- **Material**:
++++++

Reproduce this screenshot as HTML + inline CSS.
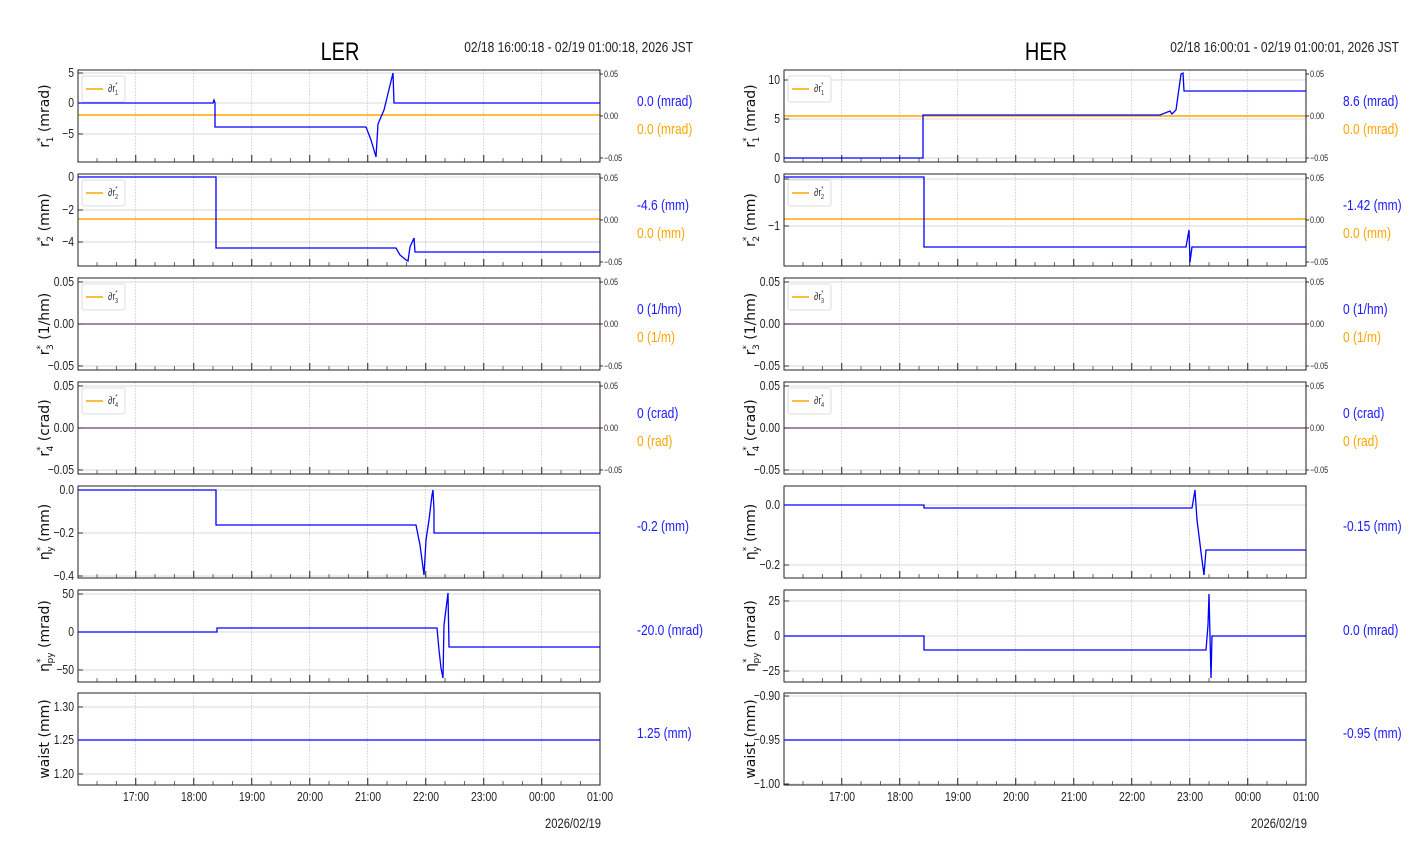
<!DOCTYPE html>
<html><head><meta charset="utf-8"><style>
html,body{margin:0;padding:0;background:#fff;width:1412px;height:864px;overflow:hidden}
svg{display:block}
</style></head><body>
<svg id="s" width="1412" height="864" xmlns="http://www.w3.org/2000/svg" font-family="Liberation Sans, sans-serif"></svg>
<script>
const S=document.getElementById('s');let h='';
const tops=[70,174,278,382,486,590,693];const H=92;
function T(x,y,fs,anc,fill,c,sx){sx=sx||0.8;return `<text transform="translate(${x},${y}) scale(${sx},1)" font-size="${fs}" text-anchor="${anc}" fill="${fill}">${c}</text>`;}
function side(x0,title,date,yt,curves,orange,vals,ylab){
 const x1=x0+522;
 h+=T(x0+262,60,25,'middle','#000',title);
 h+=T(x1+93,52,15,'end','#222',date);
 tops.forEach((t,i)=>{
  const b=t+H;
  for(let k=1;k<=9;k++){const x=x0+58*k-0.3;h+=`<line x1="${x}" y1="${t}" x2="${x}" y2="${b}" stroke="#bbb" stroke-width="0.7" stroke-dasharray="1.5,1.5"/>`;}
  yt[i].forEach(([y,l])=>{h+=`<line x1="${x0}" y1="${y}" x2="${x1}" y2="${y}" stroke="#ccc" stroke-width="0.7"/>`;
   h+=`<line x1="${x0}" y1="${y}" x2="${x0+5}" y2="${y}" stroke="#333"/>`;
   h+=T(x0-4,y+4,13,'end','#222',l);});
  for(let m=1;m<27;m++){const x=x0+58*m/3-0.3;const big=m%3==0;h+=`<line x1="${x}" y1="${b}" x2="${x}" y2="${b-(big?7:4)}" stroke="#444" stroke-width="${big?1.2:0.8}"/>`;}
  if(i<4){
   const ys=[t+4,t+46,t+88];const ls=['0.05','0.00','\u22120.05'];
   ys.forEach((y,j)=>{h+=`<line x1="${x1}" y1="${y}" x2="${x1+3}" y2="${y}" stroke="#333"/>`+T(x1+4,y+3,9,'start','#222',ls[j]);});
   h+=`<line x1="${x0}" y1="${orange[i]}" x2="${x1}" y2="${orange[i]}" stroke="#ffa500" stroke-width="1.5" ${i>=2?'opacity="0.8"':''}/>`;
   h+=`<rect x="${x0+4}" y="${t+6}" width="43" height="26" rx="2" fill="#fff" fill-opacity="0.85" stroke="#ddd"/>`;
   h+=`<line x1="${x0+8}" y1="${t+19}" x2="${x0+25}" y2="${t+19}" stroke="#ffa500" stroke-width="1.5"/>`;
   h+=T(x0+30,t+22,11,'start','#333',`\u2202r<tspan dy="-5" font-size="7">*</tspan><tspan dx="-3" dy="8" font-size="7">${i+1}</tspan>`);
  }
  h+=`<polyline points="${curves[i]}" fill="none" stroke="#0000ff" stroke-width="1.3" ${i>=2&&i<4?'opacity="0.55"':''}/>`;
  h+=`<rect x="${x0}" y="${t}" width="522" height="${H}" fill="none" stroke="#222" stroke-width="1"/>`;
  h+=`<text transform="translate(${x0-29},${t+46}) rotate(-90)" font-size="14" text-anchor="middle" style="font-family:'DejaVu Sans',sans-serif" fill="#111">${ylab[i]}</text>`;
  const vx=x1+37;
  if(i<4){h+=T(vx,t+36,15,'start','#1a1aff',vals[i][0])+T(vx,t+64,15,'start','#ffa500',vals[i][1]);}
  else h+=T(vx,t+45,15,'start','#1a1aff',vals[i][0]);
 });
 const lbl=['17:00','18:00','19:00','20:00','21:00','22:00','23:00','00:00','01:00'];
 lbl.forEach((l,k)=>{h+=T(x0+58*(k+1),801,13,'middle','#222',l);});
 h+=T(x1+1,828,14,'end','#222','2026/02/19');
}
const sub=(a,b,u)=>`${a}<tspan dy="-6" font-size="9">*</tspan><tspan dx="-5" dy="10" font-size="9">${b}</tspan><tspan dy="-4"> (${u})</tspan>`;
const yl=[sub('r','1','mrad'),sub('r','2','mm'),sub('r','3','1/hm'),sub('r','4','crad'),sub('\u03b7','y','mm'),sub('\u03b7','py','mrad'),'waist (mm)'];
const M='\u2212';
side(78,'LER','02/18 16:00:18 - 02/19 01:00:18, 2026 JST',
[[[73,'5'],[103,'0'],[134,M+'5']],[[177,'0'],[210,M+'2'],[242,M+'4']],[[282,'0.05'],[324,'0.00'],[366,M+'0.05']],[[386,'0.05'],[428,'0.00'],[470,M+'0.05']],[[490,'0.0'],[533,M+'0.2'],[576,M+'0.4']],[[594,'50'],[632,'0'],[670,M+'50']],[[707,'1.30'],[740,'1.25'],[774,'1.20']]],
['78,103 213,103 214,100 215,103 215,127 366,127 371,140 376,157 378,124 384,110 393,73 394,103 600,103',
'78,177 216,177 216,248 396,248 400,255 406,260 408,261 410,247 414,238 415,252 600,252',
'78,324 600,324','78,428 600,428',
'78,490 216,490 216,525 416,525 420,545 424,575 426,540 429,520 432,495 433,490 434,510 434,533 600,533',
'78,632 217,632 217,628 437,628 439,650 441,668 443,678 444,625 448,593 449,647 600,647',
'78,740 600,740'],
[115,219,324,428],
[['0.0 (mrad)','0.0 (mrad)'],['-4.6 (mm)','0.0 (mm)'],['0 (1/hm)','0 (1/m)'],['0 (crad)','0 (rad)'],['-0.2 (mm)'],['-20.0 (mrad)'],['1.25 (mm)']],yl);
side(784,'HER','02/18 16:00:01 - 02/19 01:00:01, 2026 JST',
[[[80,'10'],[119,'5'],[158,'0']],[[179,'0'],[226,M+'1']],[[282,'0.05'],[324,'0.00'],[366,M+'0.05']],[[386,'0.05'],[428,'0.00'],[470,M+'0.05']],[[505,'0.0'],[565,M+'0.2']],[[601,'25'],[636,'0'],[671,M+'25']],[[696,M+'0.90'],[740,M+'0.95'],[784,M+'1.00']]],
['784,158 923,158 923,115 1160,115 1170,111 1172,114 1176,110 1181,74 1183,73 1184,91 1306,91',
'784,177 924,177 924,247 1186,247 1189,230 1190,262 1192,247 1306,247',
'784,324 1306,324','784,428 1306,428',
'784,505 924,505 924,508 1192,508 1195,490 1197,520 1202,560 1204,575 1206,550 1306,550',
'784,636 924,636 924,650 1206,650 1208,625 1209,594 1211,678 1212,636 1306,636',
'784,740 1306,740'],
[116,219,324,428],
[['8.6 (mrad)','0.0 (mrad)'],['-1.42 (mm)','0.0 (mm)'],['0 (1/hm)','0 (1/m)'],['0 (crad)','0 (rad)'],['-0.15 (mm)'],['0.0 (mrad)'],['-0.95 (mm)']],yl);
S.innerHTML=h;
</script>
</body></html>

++++++

- **What the exercise asks**: Retype the data above exactly; pictures are not part of the copy.

- **Exercise result**:
Reproduce this screenshot as HTML + inline CSS.
<!DOCTYPE html>
<html><head><meta charset="utf-8"><style>
html,body{margin:0;padding:0;background:#fff;width:1412px;height:864px;overflow:hidden}
svg{display:block}
</style></head><body>
<svg id="s" width="1412" height="864" xmlns="http://www.w3.org/2000/svg" font-family="Liberation Sans, sans-serif"></svg>
<script>
const S=document.getElementById('s');let h='';
const tops=[70,174,278,382,486,590,693];const H=92;
function T(x,y,fs,anc,fill,c,sx){sx=sx||0.8;return `<text transform="translate(${x},${y}) scale(${sx},1)" font-size="${fs}" text-anchor="${anc}" fill="${fill}">${c}</text>`;}
function side(x0,title,date,yt,curves,orange,vals,ylab){
 const x1=x0+522;
 h+=T(x0+262,60,25,'middle','#000',title);
 h+=T(x1+93,52,15,'end','#222',date);
 tops.forEach((t,i)=>{
  const b=t+H;
  for(let k=1;k<=9;k++){const x=x0+58*k-0.3;h+=`<line x1="${x}" y1="${t}" x2="${x}" y2="${b}" stroke="#bbb" stroke-width="0.7" stroke-dasharray="1.5,1.5"/>`;}
  yt[i].forEach(([y,l])=>{h+=`<line x1="${x0}" y1="${y}" x2="${x1}" y2="${y}" stroke="#ccc" stroke-width="0.7"/>`;
   h+=`<line x1="${x0}" y1="${y}" x2="${x0+5}" y2="${y}" stroke="#333"/>`;
   h+=T(x0-4,y+4,13,'end','#222',l);});
  for(let m=1;m<27;m++){const x=x0+58*m/3-0.3;const big=m%3==0;h+=`<line x1="${x}" y1="${b}" x2="${x}" y2="${b-(big?7:4)}" stroke="#444" stroke-width="${big?1.2:0.8}"/>`;}
  if(i<4){
   const ys=[t+4,t+46,t+88];const ls=['0.05','0.00','\u22120.05'];
   ys.forEach((y,j)=>{h+=`<line x1="${x1}" y1="${y}" x2="${x1+3}" y2="${y}" stroke="#333"/>`+T(x1+4,y+3,9,'start','#222',ls[j]);});
   h+=`<line x1="${x0}" y1="${orange[i]}" x2="${x1}" y2="${orange[i]}" stroke="#ffa500" stroke-width="1.5" ${i>=2?'opacity="0.8"':''}/>`;
   h+=`<rect x="${x0+4}" y="${t+6}" width="43" height="26" rx="2" fill="#fff" fill-opacity="0.85" stroke="#ddd"/>`;
   h+=`<line x1="${x0+8}" y1="${t+19}" x2="${x0+25}" y2="${t+19}" stroke="#ffa500" stroke-width="1.5"/>`;
   h+=T(x0+30,t+22,11,'start','#333',`\u2202r<tspan dy="-5" font-size="7">*</tspan><tspan dx="-3" dy="8" font-size="7">${i+1}</tspan>`);
  }
  h+=`<polyline points="${curves[i]}" fill="none" stroke="#0000ff" stroke-width="1.3" ${i>=2&&i<4?'opacity="0.55"':''}/>`;
  h+=`<rect x="${x0}" y="${t}" width="522" height="${H}" fill="none" stroke="#222" stroke-width="1"/>`;
  h+=`<text transform="translate(${x0-29},${t+46}) rotate(-90)" font-size="14" text-anchor="middle" style="font-family:'DejaVu Sans',sans-serif" fill="#111">${ylab[i]}</text>`;
  const vx=x1+37;
  if(i<4){h+=T(vx,t+36,15,'start','#1a1aff',vals[i][0])+T(vx,t+64,15,'start','#ffa500',vals[i][1]);}
  else h+=T(vx,t+45,15,'start','#1a1aff',vals[i][0]);
 });
 const lbl=['17:00','18:00','19:00','20:00','21:00','22:00','23:00','00:00','01:00'];
 lbl.forEach((l,k)=>{h+=T(x0+58*(k+1),801,13,'middle','#222',l);});
 h+=T(x1+1,828,14,'end','#222','2026/02/19');
}
const sub=(a,b,u)=>`${a}<tspan dy="-6" font-size="9">*</tspan><tspan dx="-5" dy="10" font-size="9">${b}</tspan><tspan dy="-4"> (${u})</tspan>`;
const yl=[sub('r','1','mrad'),sub('r','2','mm'),sub('r','3','1/hm'),sub('r','4','crad'),sub('\u03b7','y','mm'),sub('\u03b7','py','mrad'),'waist (mm)'];
const M='\u2212';
side(78,'LER','02/18 16:00:18 - 02/19 01:00:18, 2026 JST',
[[[73,'5'],[103,'0'],[134,M+'5']],[[177,'0'],[210,M+'2'],[242,M+'4']],[[282,'0.05'],[324,'0.00'],[366,M+'0.05']],[[386,'0.05'],[428,'0.00'],[470,M+'0.05']],[[490,'0.0'],[533,M+'0.2'],[576,M+'0.4']],[[594,'50'],[632,'0'],[670,M+'50']],[[707,'1.30'],[740,'1.25'],[774,'1.20']]],
['78,103 213,103 214,100 215,103 215,127 366,127 371,140 376,157 378,124 384,110 393,73 394,103 600,103',
'78,177 216,177 216,248 396,248 400,255 406,260 408,261 410,247 414,238 415,252 600,252',
'78,324 600,324','78,428 600,428',
'78,490 216,490 216,525 416,525 420,545 424,575 426,540 429,520 432,495 433,490 434,510 434,533 600,533',
'78,632 217,632 217,628 437,628 439,650 441,668 443,678 444,625 448,593 449,647 600,647',
'78,740 600,740'],
[115,219,324,428],
[['0.0 (mrad)','0.0 (mrad)'],['-4.6 (mm)','0.0 (mm)'],['0 (1/hm)','0 (1/m)'],['0 (crad)','0 (rad)'],['-0.2 (mm)'],['-20.0 (mrad)'],['1.25 (mm)']],yl);
side(784,'HER','02/18 16:00:01 - 02/19 01:00:01, 2026 JST',
[[[80,'10'],[119,'5'],[158,'0']],[[179,'0'],[226,M+'1']],[[282,'0.05'],[324,'0.00'],[366,M+'0.05']],[[386,'0.05'],[428,'0.00'],[470,M+'0.05']],[[505,'0.0'],[565,M+'0.2']],[[601,'25'],[636,'0'],[671,M+'25']],[[696,M+'0.90'],[740,M+'0.95'],[784,M+'1.00']]],
['784,158 923,158 923,115 1160,115 1170,111 1172,114 1176,110 1181,74 1183,73 1184,91 1306,91',
'784,177 924,177 924,247 1186,247 1189,230 1190,262 1192,247 1306,247',
'784,324 1306,324','784,428 1306,428',
'784,505 924,505 924,508 1192,508 1195,490 1197,520 1202,560 1204,575 1206,550 1306,550',
'784,636 924,636 924,650 1206,650 1208,625 1209,594 1211,678 1212,636 1306,636',
'784,740 1306,740'],
[116,219,324,428],
[['8.6 (mrad)','0.0 (mrad)'],['-1.42 (mm)','0.0 (mm)'],['0 (1/hm)','0 (1/m)'],['0 (crad)','0 (rad)'],['-0.15 (mm)'],['0.0 (mrad)'],['-0.95 (mm)']],yl);
S.innerHTML=h;
</script>
</body></html>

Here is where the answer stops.